Antitrust -- 2015



Motorola Mobility LLC v. AU Optronics Corp.   (U.S. Supreme Court)

Extraterritorial reach of U.S. antitrust law

This case involves a private antitrust suit against foreign manufacturers of LCD display screens for mobile phones. The Seventh Circuit rejected a claim by Motorola Mobility for against foreign manufacturers alleged to have fixed the prices of the screens before selling them to Motorola through its foreign subsidiaries, who then included the components in the phones destined for the U.S. market. The court thought that because the subsidiaries were incorporated abroad and the work was done abroad, there was an insufficient connection to U.S. commerce under the provisions of the Foreign Trade Antitrust Improvement Act of 1982.

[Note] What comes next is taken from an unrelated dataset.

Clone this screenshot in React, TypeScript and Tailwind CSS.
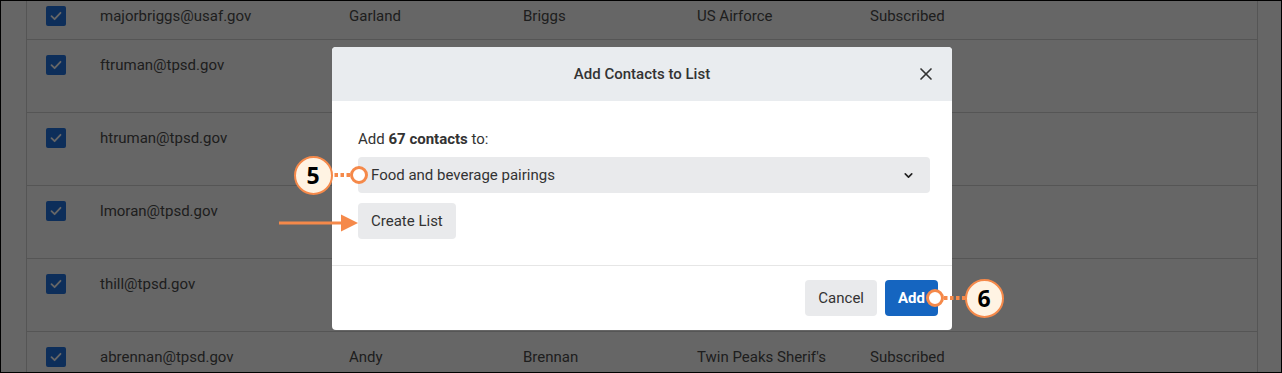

The NAM filed an amicus brief supporting an appeal of this decision to the Supreme Court. Our brief simply calls for clarification from the Court on the extent to which U.S. antitrust law allows a right of action against price fixing in this kind of situation, which for many reasons is not an uncommon way for U.S. manufacturers to structure their manufacturing operations when buying from foreign suppliers. A similar case in the Ninth Circuit, involving criminal charges for the same conspiracy, resulted in that court allowing U.S. jurisdiction because of the significant effects on U.S. commerce.

On June 15, 2015, the U.S. Supreme Court denied cert in this case.